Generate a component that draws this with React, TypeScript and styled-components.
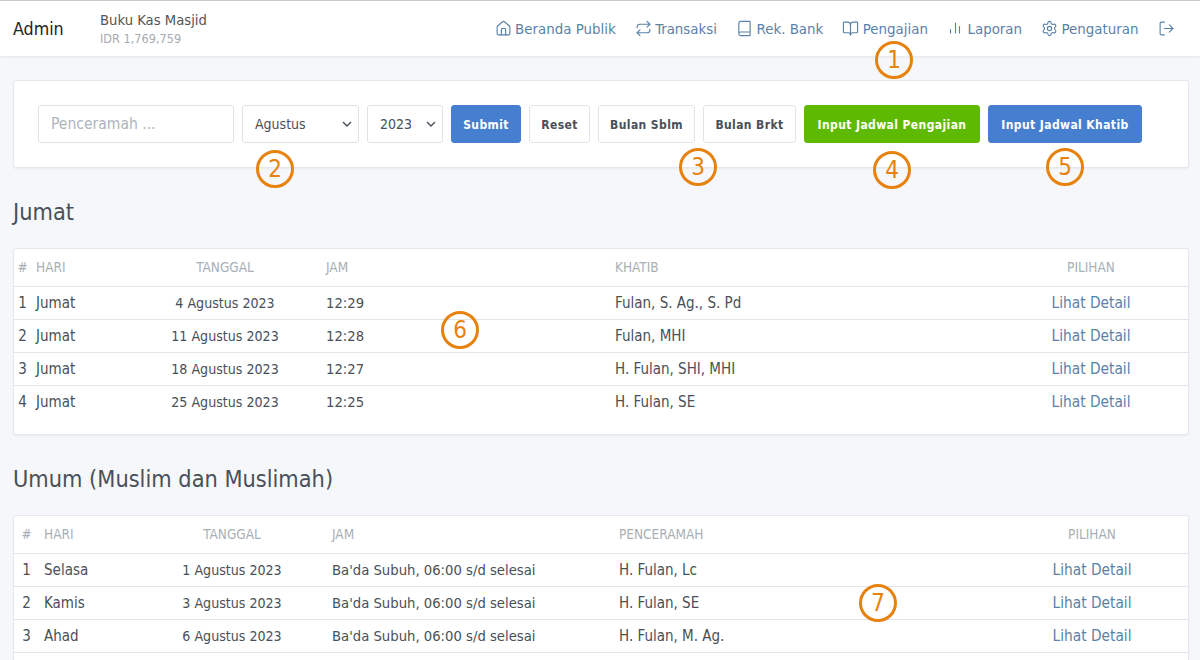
import styled, { createGlobalStyle } from 'styled-components'
import { House, Repeat, Book, BookOpen, Settings, LogOut } from 'lucide-react'
import type { ReactNode } from 'react'

const jumat = [
  ['1', 'Jumat', '4 Agustus 2023', '12:29', 'Fulan, S. Ag., S. Pd'],
  ['2', 'Jumat', '11 Agustus 2023', '12:28', 'Fulan, MHI'],
  ['3', 'Jumat', '18 Agustus 2023', '12:27', 'H. Fulan, SHI, MHI'],
  ['4', 'Jumat', '25 Agustus 2023', '12:25', 'H. Fulan, SE'],
]

const umum = [
  ['1', 'Selasa', '1 Agustus 2023', "Ba'da Subuh, 06:00 s/d selesai", 'H. Fulan, Lc'],
  ['2', 'Kamis', '3 Agustus 2023', "Ba'da Subuh, 06:00 s/d selesai", 'H. Fulan, SE'],
  ['3', 'Ahad', '6 Agustus 2023', "Ba'da Subuh, 06:00 s/d selesai", 'H. Fulan, M. Ag.'],
]

const chevron =
  "data:image/svg+xml,%3Csvg xmlns='http://www.w3.org/2000/svg' width='10' height='6' viewBox='0 0 10 6'%3E%3Cpath d='M1 1l4 4 4-4' fill='none' stroke='%23495057' stroke-width='1.4'/%3E%3C/svg%3E"

function BarsIcon() {
  return (
    <svg width="17" height="17" viewBox="0 0 17 17" fill="none" stroke="currentColor" strokeWidth="1.1" strokeLinecap="round">
      <path d="M3.5 9.5v3.5M8.5 3v10M12.5 6.5v6.5" />
    </svg>
  )
}

function NavItem({ icon, label }: { icon: ReactNode; label?: string }) {
  return (
    <NavLink>
      {icon}
      {label}
    </NavLink>
  )
}

function DataTable({ widths, person, rows, continues }: { widths: number[]; person: string; rows: string[][]; continues?: boolean }) {
  return (
    <TableCard>
      <Table>
        <colgroup>
          {widths.map((w, i) => <col key={i} width={w} />)}
        </colgroup>
        <thead>
          <tr>
            <Head $align="center">#</Head>
            <Head>HARI</Head>
            <Head $align="center">TANGGAL</Head>
            <Head>JAM</Head>
            <Head>{person}</Head>
            <Head $align="center">PILIHAN</Head>
          </tr>
        </thead>
        <tbody>
          {rows.map((r, i) => {
            const last = !continues && i === rows.length - 1
            return (
              <tr key={r[0]}>
                <Cell $align="center" $last={last}>{r[0]}</Cell>
                <Cell $last={last}>{r[1]}</Cell>
                <Cell $align="center" $last={last} $size={14.1}>{r[2]}</Cell>
                <Cell $last={last} $size={14.7}>{r[3]}</Cell>
                <Cell $last={last}>{r[4]}</Cell>
                <Cell $align="center" $last={last}><DetailLink>Lihat Detail</DetailLink></Cell>
              </tr>
            )
          })}
        </tbody>
      </Table>
    </TableCard>
  )
}

export default function App() {
  return (
    <>
      <GlobalStyle />
      <Page>
        <NavBar>
          <Brand>Admin</Brand>
          <Account>
            <AccountName>Buku Kas Masjid</AccountName>
            <AccountBalance>IDR 1,769,759</AccountBalance>
          </Account>
          <NavLinks>
            <NavItem icon={<House size={17} strokeWidth={1.6} />} label="Beranda Publik" />
            <NavItem icon={<Repeat size={17} strokeWidth={1.6} />} label="Transaksi" />
            <NavItem icon={<Book size={17} strokeWidth={1.6} />} label="Rek. Bank" />
            <NavItem icon={<BookOpen size={17} strokeWidth={1.6} />} label="Pengajian" />
            <NavItem icon={<BarsIcon />} label="Laporan" />
            <NavItem icon={<Settings size={17} strokeWidth={1.6} />} label="Pengaturan" />
            <NavItem icon={<LogOut size={17} strokeWidth={1.6} />} />
          </NavLinks>
        </NavBar>

        <Content>
          <FilterCard>
            <TextInput placeholder="Penceramah ..." />
            <Select $width={117}>
              <option>Agustus</option>
            </Select>
            <Select $width={76}>
              <option>2023</option>
            </Select>
            <Button $width={70} $variant="blue">Submit</Button>
            <Button $width={61}>Reset</Button>
            <Button $width={97}>Bulan Sblm</Button>
            <Button $width={93}>Bulan Brkt</Button>
            <Button $width={176} $variant="green">Input Jadwal Pengajian</Button>
            <Button $width={154} $variant="blue">Input Jadwal Khatib</Button>
          </FilterCard>

          <SectionTitle>Jumat</SectionTitle>
          <DataTable widths={[17, 98, 192, 289, 384, 194]} person="KHATIB" rows={jumat} />

          <SectionTitle>Umum (Muslim dan Muslimah)</SectionTitle>
          <DataTable widths={[25, 98, 190, 287, 382, 192]} person="PENCERAMAH" rows={umum} continues />
        </Content>

        <Marker $x={894} $y={60}>1</Marker>
        <Marker $x={275} $y={169}>2</Marker>
        <Marker $x={698} $y={167}>3</Marker>
        <Marker $x={892} $y={170}>4</Marker>
        <Marker $x={1065} $y={167}>5</Marker>
        <Marker $x={460} $y={330}>6</Marker>
        <Marker $x={878} $y={603}>7</Marker>
      </Page>
    </>
  )
}

const GlobalStyle = createGlobalStyle`
  html, body {
    margin: 0;
    height: 660px;
    overflow: hidden;
    background: #f5f7fb;
  }
  body {
    font-family: "DejaVu Sans", sans-serif;
    font-stretch: condensed;
    font-size: 15px;
    color: #495057;
  }
  * {
    box-sizing: border-box;
  }
`

const Page = styled.div`
  position: relative;
  height: 660px;
  overflow: hidden;
`

const NavBar = styled.header`
  display: flex;
  align-items: center;
  height: 56px;
  padding: 0 13px;
  background: #fff;
  border-top: 1px solid #c8c8c8;
  box-shadow: 0 1px 3px rgba(0, 0, 0, 0.08);
`

const Brand = styled.div`
  width: 87px;
  font-size: 17.7px;
  color: #222;
`

const Account = styled.div`
  display: flex;
  flex-direction: column;
  gap: 3px;
`

const AccountName = styled.div`
  font-size: 14.7px;
  color: #555;
`

const AccountBalance = styled.div`
  font-size: 12.6px;
  color: #a5abb2;
`

const NavLinks = styled.nav`
  display: flex;
  align-items: center;
  gap: 19px;
  margin-left: auto;
  padding-right: 12.5px;
`

const NavLink = styled.a`
  display: flex;
  align-items: center;
  gap: 3.5px;
  font-size: 14.9px;
  color: #5a82a8;
`

const Content = styled.main`
  padding: 24px 11px 0 13px;
`

const FilterCard = styled.section`
  display: flex;
  gap: 8px;
  height: 88px;
  align-items: center;
  padding: 0 24px;
  background: #fff;
  border: 1px solid #e6e8ec;
  border-radius: 3px;
  box-shadow: 0 1px 2px rgba(0, 0, 0, 0.05);
`

const TextInput = styled.input`
  flex: none;
  width: 196px;
  height: 38px;
  padding: 0 12px;
  border: 1px solid #dfe2e6;
  border-radius: 3px;
  font: inherit;
  color: #495057;
  &::placeholder {
    font-size: 15.5px;
    color: #adb5bd;
  }
`

const Select = styled.select<{ $width: number }>`
  flex: none;
  appearance: none;
  width: ${(p) => p.$width}px;
  height: 38px;
  padding: 0 12px;
  border: 1px solid #dfe2e6;
  border-radius: 3px;
  background: #fff url("${chevron}") no-repeat right 6px center;
  font: inherit;
  font-size: 14px;
  color: #495057;
`

const Button = styled.button<{ $variant?: 'blue' | 'green'; $width: number }>`
  flex: none;
  width: ${(p) => p.$width}px;
  height: 38px;
  padding: 1px 0 0;
  border: 1px solid ${(p) => (p.$variant === 'blue' ? '#467fcf' : p.$variant === 'green' ? '#5eba00' : '#e2e4e8')};
  border-radius: 3px;
  background: ${(p) => (p.$variant === 'blue' ? '#467fcf' : p.$variant === 'green' ? '#5eba00' : '#fff')};
  color: ${(p) => (p.$variant ? '#fff' : '#495057')};
  font: inherit;
  font-size: 12px;
  font-weight: 700;
  letter-spacing: 0.4px;
  white-space: nowrap;
`

const SectionTitle = styled.h2`
  margin: 30px 0 22px;
  font-size: 23.3px;
  font-weight: 400;
  line-height: 28px;
  color: #495057;
`

const TableCard = styled.section`
  padding-bottom: 16px;
  background: #fff;
  border: 1px solid #e6e8ec;
  border-radius: 3px;
  box-shadow: 0 1px 2px rgba(0, 0, 0, 0.05);
`

const Table = styled.table`
  width: 100%;
  table-layout: fixed;
  border-collapse: collapse;
`

const Head = styled.th<{ $align?: string }>`
  height: 37px;
  padding: 0 ${(p) => (p.$align ? '0' : '5px')};
  border-bottom: 1px solid #e3e5e9;
  text-align: ${(p) => p.$align || 'left'};
  font-size: 13.5px;
  font-weight: 400;
  color: #a9afb6;
`

const Cell = styled.td<{ $align?: string; $last?: boolean; $size?: number }>`
  height: 33px;
  padding: 0 ${(p) => (p.$align ? '0' : '5px')};
  text-align: ${(p) => p.$align || 'left'};
  border-bottom: ${(p) => (p.$last ? 'none' : '1px solid #e3e5e9')};
  font-size: ${(p) => p.$size || 15}px;
`

const DetailLink = styled.a`
  color: #5a82a8;
  font-size: 15.3px;
`

const Marker = styled.div<{ $x: number; $y: number }>`
  position: absolute;
  left: ${(p) => p.$x - 19}px;
  top: ${(p) => p.$y - 19}px;
  width: 38px;
  height: 38px;
  display: flex;
  align-items: center;
  justify-content: center;
  border: 3px solid #e8820e;
  border-radius: 50%;
  font-size: 24px;
  color: #e8820e;
`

- **Description of the task**: Write out exactly the opening lines of the data, stopping after the line that holds "xmlns='http://www.w3.org/2000/svg' width='10' height='6'". Exclude pictures.

- **Solution to the exercise**:
Generate a component that draws this with React, TypeScript and styled-components.
import styled, { createGlobalStyle } from 'styled-components'
import { House, Repeat, Book, BookOpen, Settings, LogOut } from 'lucide-react'
import type { ReactNode } from 'react'

const jumat = [
  ['1', 'Jumat', '4 Agustus 2023', '12:29', 'Fulan, S. Ag., S. Pd'],
  ['2', 'Jumat', '11 Agustus 2023', '12:28', 'Fulan, MHI'],
  ['3', 'Jumat', '18 Agustus 2023', '12:27', 'H. Fulan, SHI, MHI'],
  ['4', 'Jumat', '25 Agustus 2023', '12:25', 'H. Fulan, SE'],
]

const umum = [
  ['1', 'Selasa', '1 Agustus 2023', "Ba'da Subuh, 06:00 s/d selesai", 'H. Fulan, Lc'],
  ['2', 'Kamis', '3 Agustus 2023', "Ba'da Subuh, 06:00 s/d selesai", 'H. Fulan, SE'],
  ['3', 'Ahad', '6 Agustus 2023', "Ba'da Subuh, 06:00 s/d selesai", 'H. Fulan, M. Ag.'],
]

const chevron =
  "data:image/svg+xml,%3Csvg xmlns='http://www.w3.org/2000/svg' width='10' height='6' viewBox='0 0 10 6'%3E%3Cpath d='M1 1l4 4 4-4' fill='none' stroke='%23495057' stroke-width='1.4'/%3E%3C/svg%3E"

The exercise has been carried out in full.